** Data lines **
[start]

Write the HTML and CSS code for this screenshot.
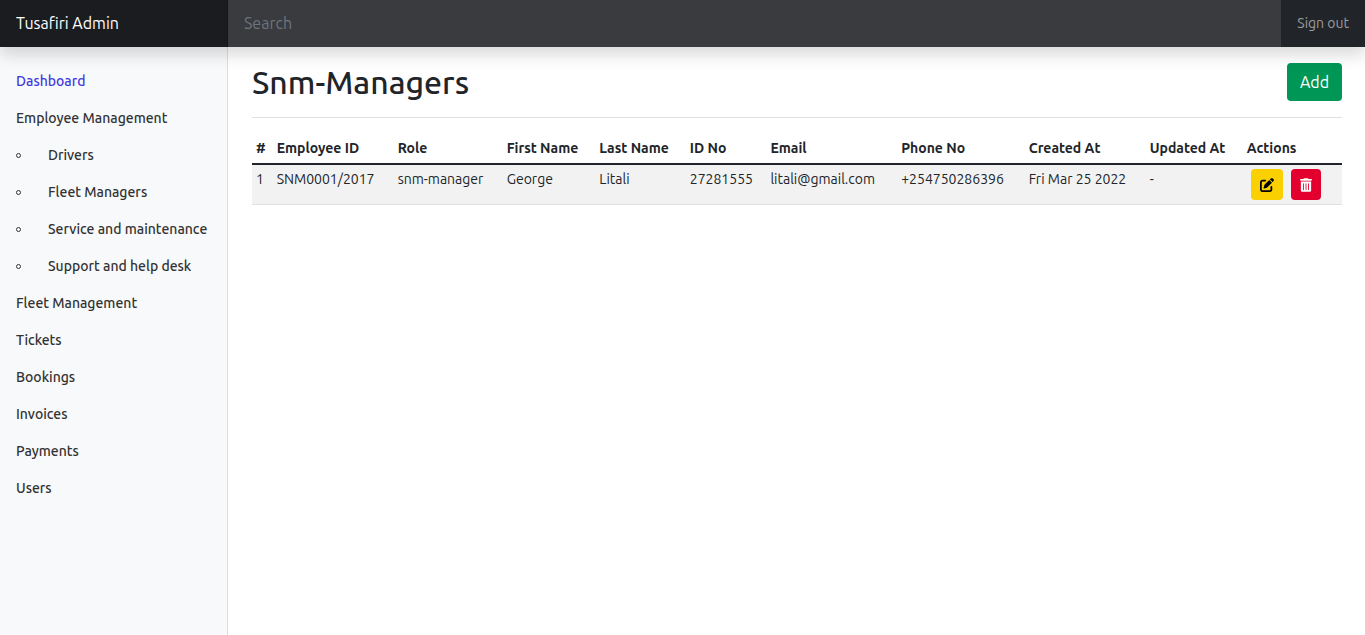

[end]
[start]

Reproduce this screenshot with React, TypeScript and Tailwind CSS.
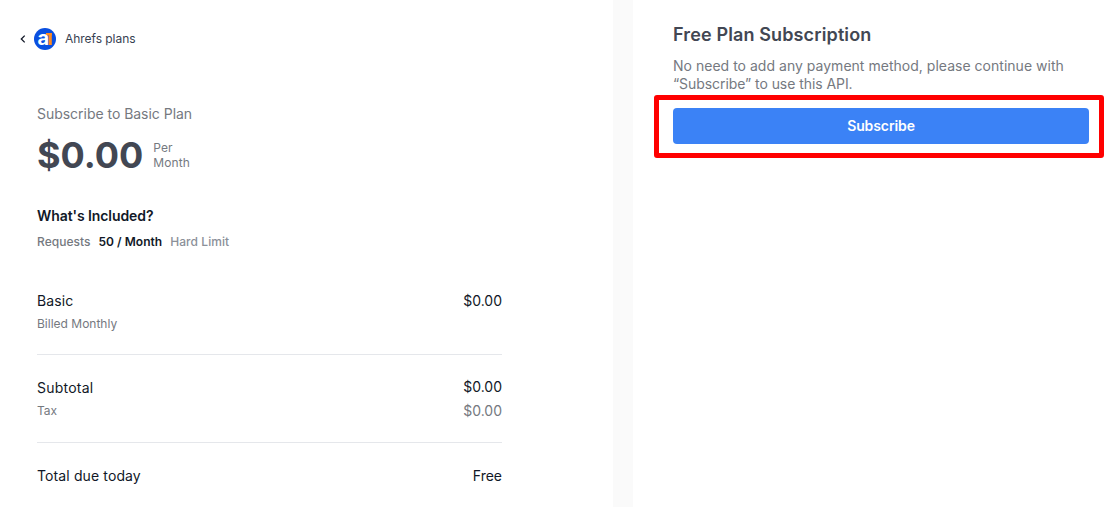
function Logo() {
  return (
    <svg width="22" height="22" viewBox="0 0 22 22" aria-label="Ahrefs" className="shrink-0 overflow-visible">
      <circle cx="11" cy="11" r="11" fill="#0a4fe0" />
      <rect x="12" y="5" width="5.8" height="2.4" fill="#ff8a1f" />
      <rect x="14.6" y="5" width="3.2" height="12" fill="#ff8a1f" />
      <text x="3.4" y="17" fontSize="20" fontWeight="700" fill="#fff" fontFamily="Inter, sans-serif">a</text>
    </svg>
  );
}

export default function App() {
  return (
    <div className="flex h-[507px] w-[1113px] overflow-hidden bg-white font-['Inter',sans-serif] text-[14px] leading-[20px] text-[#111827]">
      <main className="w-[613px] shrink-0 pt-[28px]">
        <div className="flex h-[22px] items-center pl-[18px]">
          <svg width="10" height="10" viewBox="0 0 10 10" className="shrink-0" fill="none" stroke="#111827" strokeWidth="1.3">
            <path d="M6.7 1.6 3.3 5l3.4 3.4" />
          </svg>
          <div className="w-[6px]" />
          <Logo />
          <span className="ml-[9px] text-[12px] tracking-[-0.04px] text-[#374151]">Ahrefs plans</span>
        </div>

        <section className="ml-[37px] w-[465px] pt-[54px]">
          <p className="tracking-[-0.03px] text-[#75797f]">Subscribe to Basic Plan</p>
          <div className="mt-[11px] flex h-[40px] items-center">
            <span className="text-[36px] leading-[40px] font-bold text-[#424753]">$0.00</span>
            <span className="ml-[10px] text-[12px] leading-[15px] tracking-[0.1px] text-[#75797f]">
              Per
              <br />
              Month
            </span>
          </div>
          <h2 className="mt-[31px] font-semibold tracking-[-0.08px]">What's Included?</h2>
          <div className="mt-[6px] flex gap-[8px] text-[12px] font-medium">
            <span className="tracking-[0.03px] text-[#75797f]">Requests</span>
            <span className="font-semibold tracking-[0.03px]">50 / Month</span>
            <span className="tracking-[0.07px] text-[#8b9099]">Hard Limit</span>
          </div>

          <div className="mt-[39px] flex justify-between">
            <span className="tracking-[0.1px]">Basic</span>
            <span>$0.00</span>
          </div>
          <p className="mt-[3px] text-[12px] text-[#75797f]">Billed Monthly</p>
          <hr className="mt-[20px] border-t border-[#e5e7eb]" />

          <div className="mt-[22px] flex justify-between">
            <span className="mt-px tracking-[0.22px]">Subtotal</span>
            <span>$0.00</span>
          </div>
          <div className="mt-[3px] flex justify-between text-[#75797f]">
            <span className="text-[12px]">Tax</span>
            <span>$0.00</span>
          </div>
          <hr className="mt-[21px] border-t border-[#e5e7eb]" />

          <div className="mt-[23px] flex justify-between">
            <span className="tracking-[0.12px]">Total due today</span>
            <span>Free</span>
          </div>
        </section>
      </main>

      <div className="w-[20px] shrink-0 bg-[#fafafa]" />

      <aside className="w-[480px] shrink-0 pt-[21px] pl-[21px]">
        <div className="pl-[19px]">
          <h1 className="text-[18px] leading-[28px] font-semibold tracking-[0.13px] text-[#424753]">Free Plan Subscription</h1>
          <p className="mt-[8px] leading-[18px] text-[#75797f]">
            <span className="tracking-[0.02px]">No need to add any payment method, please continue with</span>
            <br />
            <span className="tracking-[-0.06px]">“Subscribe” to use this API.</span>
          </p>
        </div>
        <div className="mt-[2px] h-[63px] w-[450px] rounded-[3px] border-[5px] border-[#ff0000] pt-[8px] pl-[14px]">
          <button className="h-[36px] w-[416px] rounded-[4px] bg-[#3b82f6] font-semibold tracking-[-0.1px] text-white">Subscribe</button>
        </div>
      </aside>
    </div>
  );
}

[end]

** Task to complete **
Gather each line from the entries above that includes the word "with".

** Solution **
Reproduce this screenshot with React, TypeScript and Tailwind CSS.
            <span className="tracking-[0.02px]">No need to add any payment method, please continue with</span>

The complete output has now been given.